A Igreja muito deseja ter sacerdotes dignos e zelosos para sequenciar a missão que lhe foi confiada, apascentando o rebanho do Senhor. Este domingo em que lemos o Evangelho do Bom Pastor foi estabelecido como dia de orações pelas vocações, englobando tanto as vocações sacerdotais como as vocações para a vida consagrada, na qual de muitas maneiras está presente a atividade pastoral.  Rezar pelas vocações é cumprir um pedido do Cristo, quando lamentou que fossem tão poucos os que trabalham na messe da Igreja e pediu que rezássemos ao Senhor, para que mande operários para nela trabalhar (cf. Mt 9,38). Os próprios candidatos ao ministério sacerdotal e ao estado religioso se sentir-se-ão motivados por nossas orações a cultivar com amor a vocação.

Com efeito, o presbítero é chamado a viver em si mesmo aquilo que Jesus experimentou pessoalmente, ou seja, a dedicar-se de maneira completa à pregação e à cura do homem de todos os males do corpo e do espírito, e depois, no final, a resumir tudo no gesto supremo do dar a vida pelos homens, gesto que encontra a sua expressão sacramental na Eucaristia, memorial perpétuo da Páscoa de Jesus. 

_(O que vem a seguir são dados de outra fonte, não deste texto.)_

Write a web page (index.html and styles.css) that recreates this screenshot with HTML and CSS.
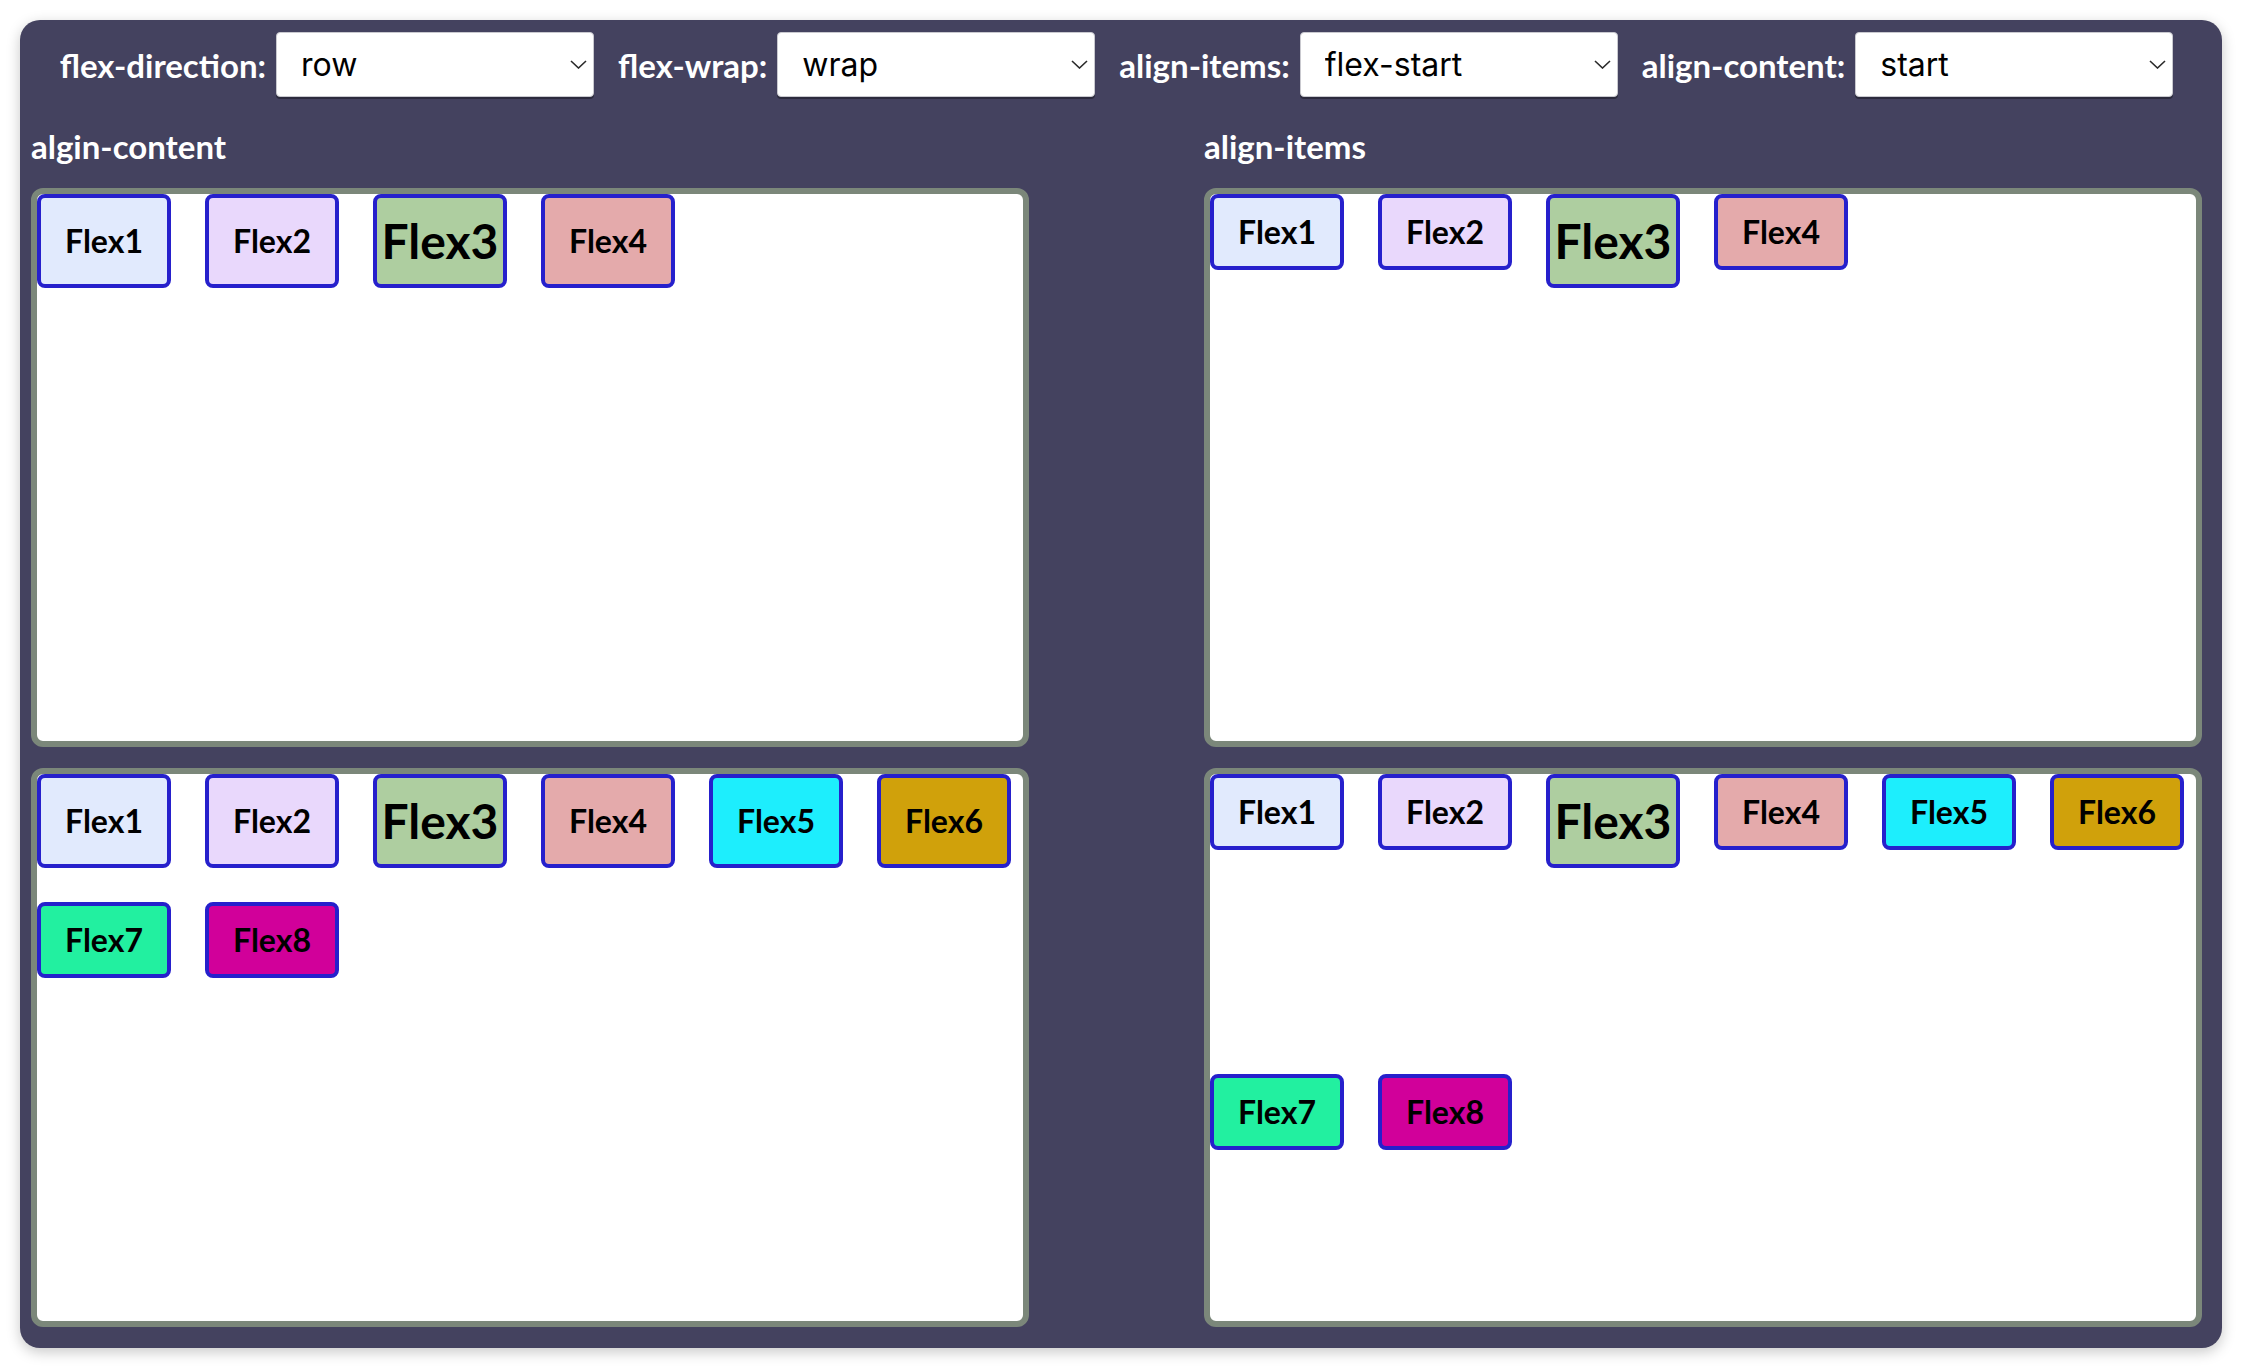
FILE: index.html
```html
<!DOCTYPE html>
<html lang="en">
<head>
<meta charset="utf-8">
<title>Flexbox playground</title>
<link rel="stylesheet" href="styles.css">
</head>
<body>
<div class="panel">
  <div class="toolbar">
    <label class="field">
      <span class="field-label">flex-direction:</span>
      <span class="select-wrap">
        <select class="select">
          <option selected>row</option>
          <option>row-reverse</option>
          <option>column</option>
          <option>column-reverse</option>
        </select>
        <svg class="chev" viewBox="0 0 17 9" width="17" height="9"><polyline points="1,1 8.5,8 16,1" /></svg>
      </span>
    </label>
    <label class="field">
      <span class="field-label">flex-wrap:</span>
      <span class="select-wrap">
        <select class="select">
          <option>nowrap</option>
          <option selected>wrap</option>
          <option>wrap-reverse</option>
        </select>
        <svg class="chev" viewBox="0 0 17 9" width="17" height="9"><polyline points="1,1 8.5,8 16,1" /></svg>
      </span>
    </label>
    <label class="field">
      <span class="field-label">align-items:</span>
      <span class="select-wrap">
        <select class="select">
          <option>stretch</option>
          <option selected>flex-start</option>
          <option>flex-end</option>
          <option>center</option>
          <option>baseline</option>
        </select>
        <svg class="chev" viewBox="0 0 17 9" width="17" height="9"><polyline points="1,1 8.5,8 16,1" /></svg>
      </span>
    </label>
    <label class="field">
      <span class="field-label">align-content:</span>
      <span class="select-wrap">
        <select class="select">
          <option selected>start</option>
          <option>end</option>
          <option>center</option>
          <option>space-between</option>
          <option>space-around</option>
          <option>stretch</option>
        </select>
        <svg class="chev" viewBox="0 0 17 9" width="17" height="9"><polyline points="1,1 8.5,8 16,1" /></svg>
      </span>
    </label>
  </div>

  <div class="demos">
    <section class="demo">
      <h2 class="demo-title">algin-content</h2>
      <div class="boxes">
        <div class="flexbox fb-content">
          <div class="item c1">Flex1</div>
          <div class="item c2">Flex2</div>
          <div class="item c3 big">Flex3</div>
          <div class="item c4">Flex4</div>
        </div>
        <div class="flexbox fb-content">
          <div class="item c1">Flex1</div>
          <div class="item c2">Flex2</div>
          <div class="item c3 big">Flex3</div>
          <div class="item c4">Flex4</div>
          <div class="item c5">Flex5</div>
          <div class="item c6">Flex6</div>
          <div class="item c7">Flex7</div>
          <div class="item c8">Flex8</div>
        </div>
      </div>
    </section>
    <section class="demo">
      <h2 class="demo-title">align-items</h2>
      <div class="boxes">
        <div class="flexbox fb-items">
          <div class="item c1">Flex1</div>
          <div class="item c2">Flex2</div>
          <div class="item c3 big">Flex3</div>
          <div class="item c4">Flex4</div>
        </div>
        <div class="flexbox fb-items">
          <div class="item c1">Flex1</div>
          <div class="item c2">Flex2</div>
          <div class="item c3 big">Flex3</div>
          <div class="item c4">Flex4</div>
          <div class="item c5">Flex5</div>
          <div class="item c6">Flex6</div>
          <div class="item c7">Flex7</div>
          <div class="item c8">Flex8</div>
        </div>
      </div>
    </section>
  </div>
</div>
</body>
</html>
```

FILE: styles.css
```css
html, body {
  margin: 0;
  padding: 0;
  background: #ffffff;
}

body {
  font-family: "Lato", "Open Sans", sans-serif;
}

.panel {
  margin: 20px;
  padding: 12px 20px 21px 11px;
  background: #44425f;
  border-radius: 20px;
  box-shadow: 0 4px 14px rgba(0, 0, 0, 0.22);
}

/* toolbar */
.toolbar {
  display: flex;
  justify-content: center;
  align-items: center;
  gap: 24px;
  height: 65px;
}

.field {
  display: flex;
  align-items: center;
  gap: 10px;
}

.field-label {
  color: #ffffff;
  font-family: "Lato", sans-serif;
  font-weight: 700;
  font-size: 33px;
  line-height: 40px;
  white-space: nowrap;
}

.select-wrap {
  position: relative;
  display: block;
}

.select {
  appearance: none;
  -webkit-appearance: none;
  display: block;
  box-sizing: border-box;
  width: 318px;
  height: 65px;
  margin: 0;
  padding: 0 40px 0 24px;
  border: 1px solid #c9c9cf;
  border-radius: 4px;
  background: #ffffff;
  box-shadow: 0 2px 0 rgba(0, 0, 0, 0.35);
  font-family: "Inter", "Noto Sans", sans-serif;
  font-size: 32px;
  color: #000000;
  outline: none;
}

.chev {
  position: absolute;
  right: 7px;
  top: 28px;
  width: 17px;
  height: 9px;
  pointer-events: none;
}

.chev polyline {
  fill: none;
  stroke: #2a2a2a;
  stroke-width: 1.6;
}

/* demos */
.demos {
  display: grid;
  grid-template-columns: 998px 998px;
  column-gap: 175px;
}

.demo {
  display: flex;
  flex-direction: column;
}

.demo-title {
  margin: 29px 0 22px;
  color: #ffffff;
  font-weight: 700;
  font-size: 33px;
  line-height: 40px;
}

.boxes {
  display: flex;
  flex-direction: column;
  gap: 21px;
}

.flexbox {
  box-sizing: border-box;
  height: 559px;
  border: 6px solid #7b877a;
  border-radius: 12px;
  background: #ffffff;
  display: flex;
  flex-direction: row;
  flex-wrap: wrap;
  gap: 34px;
}

.fb-content {
  align-content: start;
}

.fb-items {
  align-items: flex-start;
}

.item {
  box-sizing: border-box;
  width: 134px;
  padding: 15px 0;
  border: 4px solid #2620cc;
  border-radius: 8px;
  display: flex;
  align-items: center;
  justify-content: center;
  font-family: "Lato", sans-serif;
  font-weight: 700;
  font-size: 32px;
  line-height: 38px;
  color: #000000;
}

.item.big {
  font-size: 48px;
  line-height: 56px;
}

.c1 { background: #e1eafd; }
.c2 { background: #e9d8fc; }
.c3 { background: #aecea0; }
.c4 { background: #e4aaab; }
.c5 { background: #1deefd; }
.c6 { background: #d0a10b; }
.c7 { background: #22f0a0; }
.c8 { background: #d1009a; }
```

A imagem do Bom Pastor que tomou sobre os seus ombros a ovelha perdida, que é a humanidade, e a levou de volta para o redil, tornou-se a imagem do verdadeiro Pastor, Jesus Cristo.  E dentro deste contexto, contemplamos a solicitude paternal de Deus para com cada um de nós. Ele não nos deixa sozinhos! A consequência desta identificação de Jesus como verdadeiro e bom Pastor está ainda na afirmação que encontramos na segunda Leitura da liturgia da Palavra deste domingo: “Vede com que amor nos amou o Pai…” (1Jo 3,1). Peçamos a Ele que também nos conduza em seus ombros e nos carregue todos os dias; a fim de que possamos ser, por meio dele e com Ele, as melhores ovelhas do seu rebanho.  Assim seja.